Entering edit mode
6.0 years ago
Hi,all It was the first time for me to map RNA sequence. The data generated from corals .I used STAR to map the sequence to the reference. I used the default parameter but got a terrible result. The final mapping result was
Started job on | Dec 12 16:02:44
Started mapping on | Dec 12 16:03:13
Finished on | Dec 12 16:12:34
Mapping speed, Million of reads per hour | 85.99
Number of input reads | 13400813
Average input read length | 150
Uniquely mapped reads number | 3114
Uniquely mapped reads % | 0.02%
Average mapped length | 124.34
Number of splices: Total | 41
Number of splices: Annotated (sjdb) | 2
Number of splices: GT/AG | 24
Number of splices: GC/AG | 4
Number of splices: AT/AC | 0
Number of splices: Non-canonical | 13
Mismatch rate per base, % | 4.13%
Deletion rate per base | 0.03%
Deletion average length | 1.86
Insertion rate per base | 0.01%
Insertion average length | 1.47
Number of reads mapped to multiple loci | 1505
% of reads mapped to multiple loci | 0.01%
Number of reads mapped to too many loci | 47
% of reads mapped to too many loci | 0.00%
% of reads unmapped: too many mismatches | 0.00%
% of reads unmapped: too short | 99.96%
% of reads unmapped: other | 0.00%
Number of chimeric reads | 0
% of chimeric reads | 0.00%
Is there any idea about the too many unmapped reads? I didn't understand what the reason 'too short' mean.

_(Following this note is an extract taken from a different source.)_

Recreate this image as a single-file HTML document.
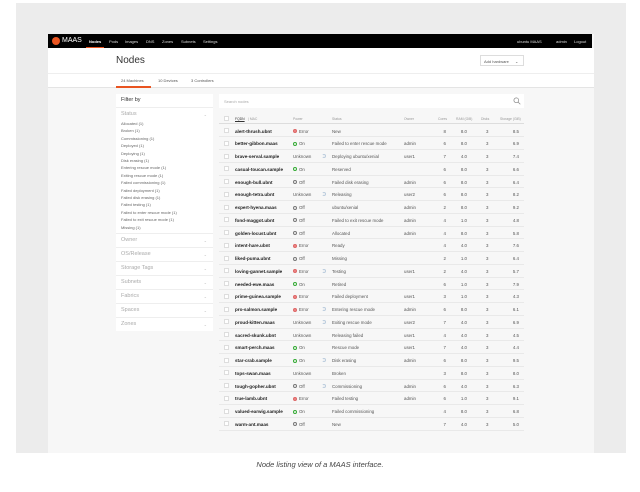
<!DOCTYPE html><html><head><meta charset="utf-8"><style>
*{margin:0;padding:0;box-sizing:border-box}
body{width:640px;height:492px;background:#fff;font-family:"Liberation Sans",sans-serif;position:relative;overflow:hidden;color:#333}
.a{position:absolute}
#panel{left:16px;top:3px;width:610px;height:450px;background:#ececec}
#frame{left:48px;top:34px;width:546px;height:419px;background:#f7f7f7}
#nav{left:48px;top:34px;width:544px;height:14px;background:#000;color:#ddd;font-size:4px}
#nav span{position:absolute;top:5px}
#hdr{left:48px;top:48px;width:546px;height:40px;background:#fff;border-bottom:1px solid #e4e4e4}
.t{font-size:4px;color:#555;white-space:nowrap}
#side{left:116px;top:94px;width:97px;height:237px;background:#fff}
#side .h{position:absolute;left:5px;font-size:5.5px;color:#aaa}
#side .i{position:absolute;left:5px;font-size:4px;color:#666;white-space:nowrap}
#side .ln{position:absolute;left:0;width:97px;height:1px;background:#eee}
#side .ch{position:absolute;right:6px;font-size:4px;color:#bbb}
.row{position:absolute;left:219px;width:305px;height:12.75px;border-bottom:1px solid #e9e9e9;font-size:4.4px;color:#555;white-space:nowrap}
.row span{position:absolute;top:4px}
.row .n{left:16px;font-weight:bold;color:#222;font-size:4.6px}
.row .cb{left:5px;top:3.5px;width:5px;height:5px;border:1px solid #ddd;background:#fff}
.r{text-align:right}
.dot{display:inline-block;width:4px;height:4px;border-radius:50%;vertical-align:-0.5px;margin-right:2px}
.err{background:#e88;border:1px solid #d66}
.on{border:1px solid #3a3}
.off{border:1px solid #777}
.spin{display:inline-block;width:4px;height:4px;border-radius:50%;border:1px solid #bcd;border-left-color:transparent}
</style></head><body>
<div class="a" id="panel"></div>
<div class="a" id="frame"></div>
<div class="a" id="nav">
<div class="a" style="left:4px;top:3px;width:8px;height:8px;border-radius:50%;background:#e95420"></div>
<span style="left:14px;top:3px;font-size:7px;color:#fff">MAAS</span>
<div class="a" style="left:38px;top:0;width:18px;height:14px;border-bottom:1px solid #e95420"></div>
<span style="left:41px;color:#fff;font-weight:bold">Nodes</span>
<span style="left:61px">Pods</span><span style="left:77px">Images</span><span style="left:98px">DNS</span><span style="left:114px">Zones</span><span style="left:133px">Subnets</span><span style="left:155px">Settings</span>
<span style="left:469px">ubuntu MAAS</span><span style="left:508px">admin</span><span style="left:526px">Logout</span>
</div>
<div class="a" id="hdr">
<div class="a" style="left:68px;top:7px;font-size:10px;color:#333">Nodes</div>
<div class="a" style="left:0;top:25px;width:546px;height:1px;background:#eee"></div>
<div class="a t" style="left:432px;top:7px;width:44px;height:11px;border:1px solid #ddd;padding:3px 0 0 3px">Add hardware <span style="margin-left:5px">⌄</span></div>
<div class="a t" style="left:73px;top:30px">24 Machines</div>
<div class="a t" style="left:110px;top:30px">10 Devices</div>
<div class="a t" style="left:143px;top:30px">3 Controllers</div>
<div class="a" style="left:68px;top:38px;width:35px;height:1.5px;background:#e95420"></div>
</div>
<div class="a" id="side">
<div class="h" style="top:3px;color:#333;font-size:5.5px">Filter by</div>
<div class="ln" style="top:13px"></div>
<div class="h" style="top:17px">Status</div><div class="ch" style="top:18px">⌄</div>
<div class="i" style="top:27px">Allocated (1)</div><div class="i" style="top:34.4px">Broken (1)</div><div class="i" style="top:41.8px">Commissioning (1)</div><div class="i" style="top:49.2px">Deployed (1)</div><div class="i" style="top:56.6px">Deploying (1)</div><div class="i" style="top:64px">Disk erasing (1)</div><div class="i" style="top:71.4px">Entering rescue mode (1)</div><div class="i" style="top:78.8px">Exiting rescue mode (1)</div><div class="i" style="top:86.2px">Failed commissioning (1)</div><div class="i" style="top:93.6px">Failed deployment (1)</div><div class="i" style="top:101px">Failed disk erasing (1)</div><div class="i" style="top:108.4px">Failed testing (1)</div><div class="i" style="top:115.8px">Failed to enter rescue mode (1)</div><div class="i" style="top:123.2px">Failed to exit rescue mode (1)</div><div class="i" style="top:130.6px">Missing (1)</div>
<div class="ln" style="top:139px"></div><div class="h" style="top:143px">Owner</div><div class="ch" style="top:144px">⌄</div>
<div class="ln" style="top:153px"></div><div class="h" style="top:157px">OS/Release</div><div class="ch" style="top:158px">⌄</div>
<div class="ln" style="top:167px"></div><div class="h" style="top:171px">Storage Tags</div><div class="ch" style="top:172px">⌄</div>
<div class="ln" style="top:181px"></div><div class="h" style="top:185px">Subnets</div><div class="ch" style="top:186px">⌄</div>
<div class="ln" style="top:195px"></div><div class="h" style="top:199px">Fabrics</div><div class="ch" style="top:200px">⌄</div>
<div class="ln" style="top:209px"></div><div class="h" style="top:213px">Spaces</div><div class="ch" style="top:214px">⌄</div>
<div class="ln" style="top:223px"></div><div class="h" style="top:227px">Zones</div><div class="ch" style="top:228px">⌄</div>
</div>
<div class="a" style="left:219px;top:94px;width:305px;height:14px;background:#fff"><span class="a t" style="left:5px;top:5px;color:#aaa">Search nodes</span>
<svg class="a" style="left:294px;top:3px" width="8" height="8" viewBox="0 0 8 8"><circle cx="3.3" cy="3.3" r="2.4" fill="none" stroke="#888" stroke-width=".7"/><path d="M5 5l2.3 2.3" stroke="#888" stroke-width=".7"/></svg></div>
<div class="row" style="top:113px;height:11px;font-size:3.4px;color:#999;border-bottom:1px solid #ddd"><span class="cb" style="top:3px"></span><span style="left:16px;top:4px;color:#333;text-decoration:underline">FQDN</span><span style="left:29px;top:4px">| MAC</span><span style="left:74px;top:4px">Power</span><span style="left:113px;top:4px">Status</span><span style="left:185px;top:4px">Owner</span><span style="left:219px;top:4px">Cores</span><span style="left:237px;top:4px">RAM (GiB)</span><span style="left:262px;top:4px">Disks</span><span style="left:281px;top:4px">Storage (GiB)</span></div>
<div id="rows"></div>
<div class="a" style="left:0;top:460px;width:640px;text-align:center;font-size:7.5px;font-style:italic;color:#444">Node listing view of a MAAS interface.</div>
<script>
var d=[["alert-thrush.ubnt","E","New","",8,"8.0","8.5"],["better-gibbon.maas","O","Failed to enter rescue mode","admin",6,"8.0","6.9"],["brave-serval.sample","U","*Deploying ubuntu/xenial","user1",7,"4.0","7.4"],["casual-toucan.sample","O","Reserved","",6,"8.0","6.6"],["enough-bull.ubnt","F","Failed disk erasing","admin",6,"8.0","6.4"],["enough-tetra.ubnt","U","*Releasing","user2",6,"8.0","8.2"],["expert-hyena.maas","F","ubuntu/xenial","admin",2,"8.0","9.2"],["fond-maggot.ubnt","F","Failed to exit rescue mode","admin",4,"1.0","4.8"],["golden-locust.ubnt","F","Allocated","admin",4,"8.0","5.8"],["intent-hare.ubnt","E","Ready","",4,"4.0","7.6"],["liked-puma.ubnt","F","Missing","",2,"1.0","6.4"],["loving-gannet.sample","E","*Testing","user1",2,"4.0","5.7"],["needed-ewe.maas","O","Retired","",6,"1.0","7.9"],["prime-guinea.sample","E","Failed deployment","user1",3,"1.0","4.3"],["pro-salmon.sample","E","*Entering rescue mode","admin",6,"8.0","6.1"],["proud-kitten.maas","U","*Exiting rescue mode","user2",7,"4.0","6.9"],["sacred-skunk.ubnt","U","Releasing failed","user1",4,"4.0","4.5"],["smart-perch.maas","O","Rescue mode","user1",7,"4.0","4.4"],["star-crab.sample","O","*Disk erasing","admin",6,"8.0","9.5"],["tops-swan.maas","U","Broken","",3,"8.0","8.0"],["tough-gopher.ubnt","F","*Commissioning","admin",6,"4.0","6.3"],["true-lamb.ubnt","E","Failed testing","admin",6,"1.0","9.1"],["valued-earwig.sample","O","Failed commissioning","",4,"8.0","6.8"],["warm-ant.maas","F","New","",7,"4.0","5.0"]];
var h="";d.forEach(function(r,i){var t=124.5+i*12.75;var p={E:'<i class="dot err"></i>Error',O:'<i class="dot on"></i>On',F:'<i class="dot off"></i>Off',U:'Unknown'}[r[1]];var s=r[2],sp="";if(s[0]=="*"){s=s.slice(1);sp='<span style="left:103px"><i class="spin"></i></span>';}
h+='<div class="row" style="top:'+t+'px"><span class="cb"></span><span class="n">'+r[0]+'</span><span style="left:74px">'+p+'</span>'+sp+'<span style="left:113px">'+s+'</span><span style="left:185px">'+r[3]+'</span><span class="r" style="left:215px;width:12px">'+r[4]+'</span><span class="r" style="left:236px;width:12px">'+r[5]+'</span><span style="left:267px">3</span><span class="r" style="left:288px;width:12px">'+r[6]+'</span></div>';});
document.getElementById("rows").innerHTML=h;
</script>
</body></html>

Can somebody explain it?Thanks!
Could you send your data to a pre-processing software like fastqc
What are your reads length ?
What is you command line to align ?
% of reads unmapped: too short
can mean two things with STAR :Too short means too short alignment. Are you sure you use the right reference?
In fact, I have nine types of coral,and I chosen five of these to build the reference index independently.But unfortunately, the results were similar
Can you elaborate on this ? Are you just using short contigs as a reference (please give stats, like using bbmaps stats.sh) ? Are you aligning against a single species ?
Have you tried bwa-mem or minimap2 to check their mapping rates for general info ? Have you ever tried alignments to these references before ?
I've notice that older STAR versions have issues with PE-reads having too much of an overlap.
If you've got PE data, try only R1 first. Otherwise, check your FastQC reports, as Batien mentioned, for adapter-contamination or overrepresented sequences indicating other contaminations.